--- START OF Recorded data ---

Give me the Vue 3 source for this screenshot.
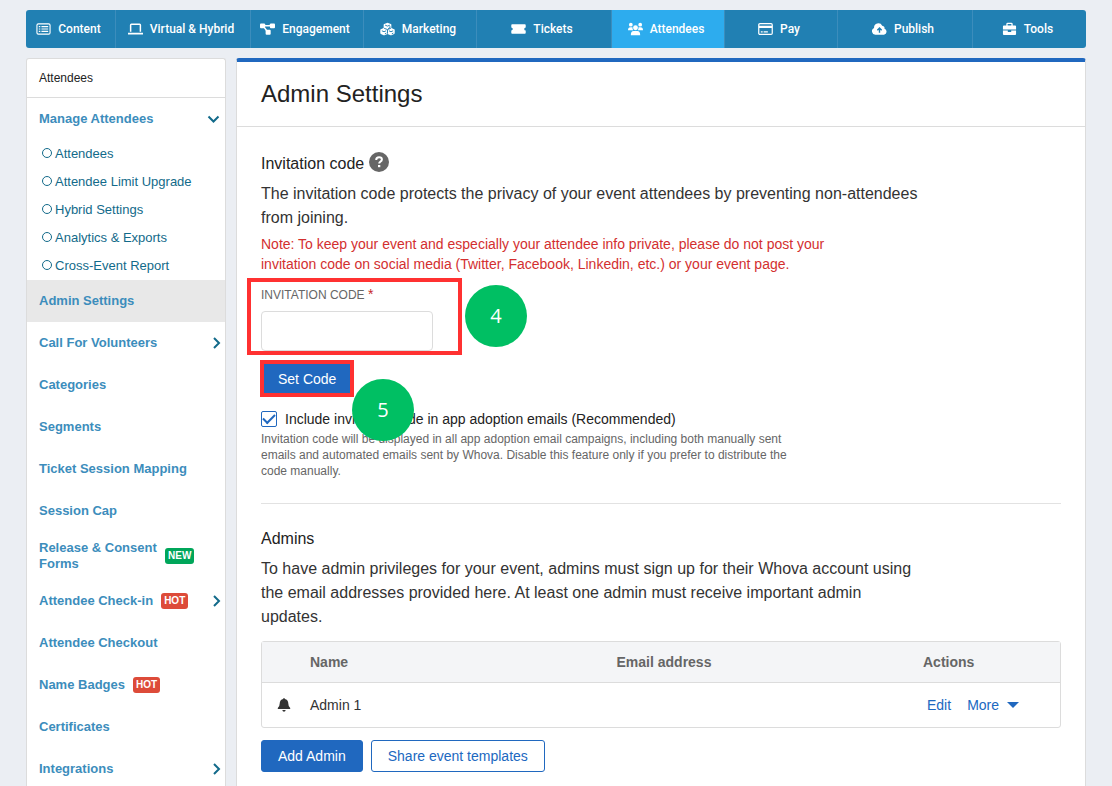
<script setup>
import { ref } from 'vue'

const tabs = [
  { label: 'Content', icon: 'list' },
  { label: 'Virtual & Hybrid', icon: 'laptop' },
  { label: 'Engagement', icon: 'nodes' },
  { label: 'Marketing', icon: 'cubes' },
  { label: 'Tickets', icon: 'ticket' },
  { label: 'Attendees', icon: 'people', active: true },
  { label: 'Pay', icon: 'card' },
  { label: 'Publish', icon: 'cloud' },
  { label: 'Tools', icon: 'case' },
]

const items = [
  {
    label: 'Manage Attendees',
    arrow: 'down',
    children: [
      'Attendees',
      'Attendee Limit Upgrade',
      'Hybrid Settings',
      'Analytics & Exports',
      'Cross-Event Report',
    ],
  },
  { label: 'Admin Settings', active: true },
  { label: 'Call For Volunteers', arrow: 'right' },
  { label: 'Categories' },
  { label: 'Segments' },
  { label: 'Ticket Session Mapping' },
  { label: 'Session Cap' },
  { label: 'Release & Consent Forms', badge: 'NEW' },
  { label: 'Attendee Check-in', badge: 'HOT', arrow: 'right' },
  { label: 'Attendee Checkout' },
  { label: 'Name Badges', badge: 'HOT' },
  { label: 'Certificates' },
  { label: 'Integrations', arrow: 'right' },
]

const admins = [{ name: 'Admin 1', email: '' }]
const code = ref('')
const include = ref(true)
</script>

<template>
  <div class="page">
    <nav class="topnav">
      <a v-for="t in tabs" :key="t.label" href="#" class="tab" :class="{ active: t.active }">
        <svg v-if="t.icon === 'list'" class="ico" viewBox="0 1 16 14" fill="none" stroke="currentColor">
          <rect x="1" y="2.5" width="14" height="11" rx="1.5" stroke-width="1.2" />
          <path d="M3 5.5h1.6M3 8h1.6M3 10.5h1.6M5.8 5.5H13M5.8 8H13M5.8 10.5H13" stroke-width="1.3" />
        </svg>
        <svg v-else-if="t.icon === 'laptop'" class="ico" viewBox="0 1 16 14" fill="none" stroke="currentColor">
          <path d="M2.8 11V3.8q0-.8.8-.8h8.8q.8 0 .8.8V11" stroke-width="1.6" />
          <path d="M0 13h16" stroke-width="1.8" />
        </svg>
        <svg v-else-if="t.icon === 'nodes'" class="ico" viewBox="0 1 16 14" fill="currentColor">
          <rect x="0" y="2" width="5.4" height="5.2" rx="1" />
          <rect x="10.6" y="2" width="5.4" height="5.2" rx="1" />
          <rect x="6" y="8.800" width="5.400" height="5.200" rx="1" />
          <path d="M4 4.600h8M4 5.500l3.600 5" stroke="currentColor" stroke-width="1.700" />
        </svg>
        <svg v-else-if="t.icon === 'cubes'" class="ico" viewBox="0 1 16 14">
          <path
            fill="currentColor"
            d="M8 1.200l3.500 1.400q.6.300.6.900v3.400l3 1.300q.6.300.6.900v3.200q0 .6-.6.900l-2.900 1.400q-.5.200-1 0L8 13.200l-3.200 1.400q-.5.200-1 0L.9 13.200q-.6-.3-.6-.9V9.100q0-.6.6-.9l3-1.300V3.500q0-.6.6-.9z"
          />
          <path
            class="cut"
            d="M5.500 3.900L8 4.900l2.500-1M8.600 7.600l2-.9V5M8 8.600v4.400M2 9.900l2.300 1 2.200-1M5.200 13.200l1.600-.8M9.500 9.900l2.200 1 2.300-1M12.600 13.200l1.600-.8M4.400 7.200L8 8.600l3.600-1.400"
          />
        </svg>
        <svg v-else-if="t.icon === 'ticket'" class="ico" viewBox="0 1 16 14" fill="currentColor">
          <path d="M1.200 3h13.600q.9 0 .9.900v2.500a1.600 1.600 0 0 0 0 3.200v2.500q0 .9-.9.900H1.200q-.9 0-.9-.9V9.600a1.600 1.600 0 0 0 0-3.200V3.900q0-.9.900-.9z" />
        </svg>
        <svg v-else-if="t.icon === 'people'" class="ico" viewBox="0 1 16 14" fill="currentColor">
          <circle cx="3" cy="3.400" r="2" />
          <circle cx="13" cy="3.400" r="2" />
          <circle cx="8" cy="6.700" r="2.600" />
          <path d="M0 9.200q0-3.200 2.500-3.200h1.700q.3 0 .6.200Q4.600 8 5.500 9.200zM16 9.200q0-3.200-2.500-3.200h-1.700q-.3 0-.6.200.2 1.800-.7 3zM3 14.600q0-4.400 3-4.400h4q3 0 3 4.400z" />
        </svg>
        <svg v-else-if="t.icon === 'card'" class="ico" viewBox="0 1 16 14" fill="none" stroke="currentColor">
          <rect x=".8" y="2.300" width="14.400" height="11.400" rx="1.300" stroke-width="1.300" />
          <path d="M1 5.800h14" stroke-width="2.400" />
          <path d="M3 11h2M6 11h4.500" stroke-width="1.200" />
        </svg>
        <svg v-else-if="t.icon === 'cloud'" class="ico" viewBox="0 1 16 14">
          <path
            fill="currentColor"
            d="M3.800 14A3.700 3.700 0 0 1 2.200 6.900 4.600 4.600 0 0 1 10.900 4.500a2.700 2.700 0 0 1 2.400 3.300A3.200 3.200 0 0 1 12.800 14z"
          />
          <path class="cut arrow" d="M8 12V7.200M5.700 9.300L8 7 10.300 9.300" />
        </svg>
        <svg v-else class="ico" viewBox="0 1 16 14" fill="currentColor">
          <path d="M5.300 5V2.600q0-.7.700-.7h4q.7 0 .7.700V5" fill="none" stroke="currentColor" stroke-width="1.400" />
          <path d="M2 4.200h12q1 0 1 1v3.400H1V5.200q0-1 1-1zM1 9.600h5.200v1.500h3.600V9.600H15v3.700q0 1-1 1H2q-1 0-1-1z" />
        </svg>
        <span>{{ t.label }}</span>
      </a>
    </nav>

    <div class="columns">
      <aside class="sidebar">
        <div class="side-head">Attendees</div>
        <ul class="side-list">
          <li v-for="i in items" :key="i.label">
            <a href="#" class="item" :class="{ active: i.active }">
              <span class="item-label" :class="{ narrow: i.badge }">{{ i.label }}</span>
              <span v-if="i.badge" class="badge" :class="i.badge.toLowerCase()">{{ i.badge }}</span>
              <svg v-if="i.arrow" class="chev" viewBox="0 0 14 12">
                <path v-if="i.arrow === 'down'" d="M1.500 3.500L6.500 8.500l5-5" />
                <path v-else d="M7 1l5 5-5 5" />
              </svg>
            </a>
            <ul v-if="i.children" class="sub-list">
              <li v-for="c in i.children" :key="c">
                <a href="#" class="sub"><span class="ring"></span>{{ c }}</a>
              </li>
            </ul>
          </li>
        </ul>
      </aside>

      <main class="panel">
        <header class="panel-head"><h1>Admin Settings</h1></header>
        <div class="panel-body">
          <section>
            <h2>
              Invitation code
              <svg class="help" viewBox="0 0 20 20" role="img" aria-label="Help">
                <circle cx="10" cy="10" r="10" fill="#666" />
                <path d="M7.200 8q0-2.700 2.900-2.700 2.800 0 2.800 2.300 0 1.300-1.400 2-1.300.7-1.300 1.900" fill="none" stroke="#fff" stroke-width="2" />
                <rect x="9" y="13" width="2.300" height="2.200" fill="#fff" />
              </svg>
            </h2>
            <p class="lead">
              The invitation code protects the privacy of your event attendees by preventing non-attendees
              from joining.
            </p>
            <p class="note">
              Note: To keep your event and especially your attendee info private, please do not post your
              invitation code on social media (Twitter, Facebook, Linkedin, etc.) or your event page.
            </p>
            <div class="field">
              <label for="code">INVITATION CODE <span class="req">*</span></label>
              <input id="code" v-model="code" type="text" />
              <span class="frame"></span>
              <span class="step">4</span>
            </div>
            <div class="set">
              <button type="button" class="btn primary marked">Set Code</button>
              <span class="step">5</span>
            </div>
            <div class="check">
              <input id="include" v-model="include" type="checkbox" />
              <label for="include">Include invitation code in app adoption emails (Recommended)</label>
            </div>
            <p class="hint">
              Invitation code will be displayed in all app adoption email campaigns, including both manually
              sent emails and automated emails sent by Whova. Disable this feature only if you prefer to
              distribute the code manually.
            </p>
          </section>

          <hr />

          <section>
            <h2>Admins</h2>
            <p class="lead">
              To have admin privileges for your event, admins must sign up for their Whova account using the
              email addresses provided here. At least one admin must receive important admin updates.
            </p>
            <table>
              <thead>
                <tr>
                  <th class="c-bell"></th>
                  <th>Name</th>
                  <th>Email address</th>
                  <th class="c-act">Actions</th>
                </tr>
              </thead>
              <tbody>
                <tr v-for="a in admins" :key="a.name">
                  <td class="c-bell">
                    <svg class="bell" viewBox="0 0 14 14" fill="#333">
                      <path d="M7 0q.8 0 .8.900Q11.300 1.700 11.300 5.500q0 3 1.900 4.500v1H.8v-1q1.900-1.500 1.900-4.500 0-3.800 3.500-4.600Q6.200 0 7 0zM5.300 12h3.400q-.3 1.800-1.700 1.800T5.300 12z" />
                    </svg>
                  </td>
                  <td>{{ a.name }}</td>
                  <td>{{ a.email }}</td>
                  <td class="c-act">
                    <div class="actions">
                      <a href="#">Edit</a>
                      <button type="button" class="more">More <span class="caret"></span></button>
                    </div>
                  </td>
                </tr>
              </tbody>
            </table>
            <div class="buttons">
              <button type="button" class="btn primary">Add Admin</button>
              <button type="button" class="btn outline">Share event templates</button>
            </div>
          </section>
        </div>
      </main>
    </div>
  </div>
</template>

<style>
body {
  background: #ebeef3;
}
</style>

<style scoped>
* {
  box-sizing: border-box;
}
.page {
  min-height: 100vh;
  padding: 10px 26px 0;
  display: flex;
  flex-direction: column;
  gap: 10px;
  font-family: 'Liberation Sans', Arial, sans-serif;
  font-size: 14px;
  color: #333;
}
a {
  text-decoration: none;
}
h1,
h2,
p,
ul {
  margin: 0;
  padding: 0;
  list-style: none;
  font-weight: 400;
}
button,
input {
  font: inherit;
}
.topnav {
  display: grid;
  grid-template-columns: 89fr 135fr 113fr 113fr 135fr 113fr 113fr 135fr 114fr;
  height: 38px;
  border-radius: 3px;
  overflow: hidden;
  background: #2180b3;
}
.tab {
  display: flex;
  align-items: center;
  justify-content: center;
  gap: 7px;
  padding-right: 4px;
  font: 500 12px Roboto, sans-serif;
  color: #fff;
  white-space: nowrap;
}
.tab + .tab {
  border-left: 1px solid #3c8dbc;
}
.tab.active {
  background: #2dacee;
}
.ico {
  width: 15px;
  height: 14px;
  flex: none;
}
.cut {
  fill: none;
  stroke: #2180b3;
  stroke-width: 1;
}
.arrow {
  stroke-width: 1.5;
}
.columns {
  flex: 1;
  display: grid;
  grid-template-columns: 200px 1fr;
  gap: 10px;
}
.sidebar {
  background: #fff;
  border: 1px solid #dcdcdc;
  border-bottom: 0;
  border-radius: 3px 3px 0 0;
}
.side-head {
  height: 39px;
  padding: 0 12px;
  line-height: 38px;
  font-size: 12px;
  color: #222;
  border-bottom: 1px solid #dcdcdc;
}
.item {
  display: flex;
  align-items: center;
  min-height: 42px;
  padding: 8px 4px 8px 12px;
  font-size: 13px;
  font-weight: 700;
  line-height: 16px;
  color: #3c8dbc;
}
.item.active {
  background: #e8e8e8;
}
.narrow {
  max-width: 118px;
}
.badge {
  margin-left: 8px;
  padding: 0 3px;
  border-radius: 3px;
  font-size: 10px;
  line-height: 16px;
  color: #fff;
}
.new {
  background: #00a65a;
}
.hot {
  background: #dd4b39;
}
.chev {
  width: 14px;
  height: 12px;
  margin-left: auto;
  fill: none;
  stroke: #126a8a;
  stroke-width: 2;
}
.sub {
  display: flex;
  align-items: center;
  gap: 3px;
  height: 28px;
  padding: 0 0 2px 15px;
  font-size: 13px;
  color: #126a8a;
}
.ring {
  width: 10px;
  height: 10px;
  border: 1px solid #126a8a;
  border-radius: 50%;
}
.panel {
  min-width: 0;
  background: #fff;
  border: 1px solid #dcdcdc;
  border-top: 4px solid #2068bf;
  border-bottom: 0;
  border-radius: 3px 3px 0 0;
}
.panel-head {
  height: 65px;
  padding: 0 24px;
  border-bottom: 1px solid #dcdcdc;
}
h1 {
  font-size: 24px;
  line-height: 64px;
  color: #222;
}
.panel-body {
  padding: 25px 24px 14px;
}
h2 {
  display: flex;
  align-items: center;
  gap: 5px;
  height: 24px;
  margin-bottom: 6px;
  font-size: 16px;
  color: #222;
}
.help {
  width: 20px;
  height: 20px;
  margin-bottom: 4px;
}
.lead {
  max-width: 660px;
  font-size: 16px;
  line-height: 24px;
}
.note {
  max-width: 600px;
  margin-top: 4px;
  line-height: 20px;
  color: #d32f2f;
}
.field {
  position: relative;
  width: 172px;
  margin-top: 12px;
}
.field label {
  display: block;
  font-size: 12px;
  line-height: 16px;
  color: #666;
}
.req {
  color: #c62828;
  font-size: 14px;
}
.field input {
  display: block;
  width: 100%;
  height: 40px;
  margin-top: 8px;
  padding: 0 12px;
  border: 1px solid #dcdcdc;
  border-radius: 4px;
  background: #fff;
}
.frame {
  position: absolute;
  top: -8px;
  left: -14px;
  width: 215px;
  height: 77px;
  border: 4px solid #ff3131;
  pointer-events: none;
}
.step {
  position: absolute;
  width: 62px;
  height: 62px;
  border-radius: 50%;
  background: #00bf63;
  color: #fff;
  font: 20px/62px 'Open Sans', sans-serif;
  text-align: center;
}
.field .step {
  top: -1px;
  left: 204px;
}
.set {
  position: relative;
  display: flex;
  margin: 9px 0 0 -1px;
}
.set .step {
  top: 19px;
  left: 92px;
}
.btn {
  height: 32px;
  padding: 0 16px;
  border: 1px solid #2068bf;
  border-radius: 3px;
  font-size: 14px;
  white-space: nowrap;
}
.primary {
  background: #2068bf;
  color: #fff;
}
.outline {
  background: #fff;
  color: #2068bf;
}
.btn.marked {
  height: 37px;
  padding: 0 14px;
  border: 4px solid #ff3131;
  border-radius: 0;
}
.check {
  display: flex;
  align-items: center;
  gap: 8px;
  height: 24px;
  margin-top: 10px;
  color: #222;
}
.check input {
  appearance: none;
  width: 16px;
  height: 16px;
  margin: 0;
  border: 1px solid #2068bf;
  border-radius: 2px;
  display: grid;
  place-items: center;
}
.check input:checked::after {
  content: '';
  width: 10px;
  height: 5px;
  margin-bottom: 3px;
  border: solid #2068bf;
  border-width: 0 0 2px 2px;
  transform: rotate(-45deg);
}
.hint {
  max-width: 540px;
  font-size: 12px;
  line-height: 16px;
  color: #666;
}
hr {
  margin: 24px 0 23px;
  border: 0;
  border-top: 1px solid #e2e2e2;
}
table {
  width: 100%;
  margin-top: 12px;
  border: 1px solid #dcdcdc;
  border-radius: 3px;
  border-spacing: 0;
  table-layout: fixed;
}
th {
  height: 41px;
  padding: 0;
  background: #f4f5f7;
  border-bottom: 1px solid #dcdcdc;
  color: #666;
  text-align: left;
}
td {
  height: 44px;
  padding: 0;
}
.c-bell {
  width: 48px;
}
td.c-bell {
  padding-left: 15px;
}
.c-act {
  width: 137px;
}
.bell {
  display: block;
  width: 14px;
  height: 14px;
}
.actions {
  display: flex;
  gap: 16px;
  padding-left: 4px;
}
.actions a,
.more {
  color: #2068bf;
}
.more {
  display: flex;
  align-items: center;
  gap: 8px;
  padding: 0;
  border: 0;
  background: none;
}
.caret {
  border: 6px solid transparent;
  border-top: 6px solid #2068bf;
  border-bottom: 0;
}
.buttons {
  display: flex;
  gap: 8px;
  margin-top: 12px;
}
</style>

--- END OF Recorded data ---

### Stated goal
From the material above, gather all lines that include the string "this" and copy them.

### Expected answer
Give me the Vue 3 source for this screenshot.
              sent emails and automated emails sent by Whova. Disable this feature only if you prefer to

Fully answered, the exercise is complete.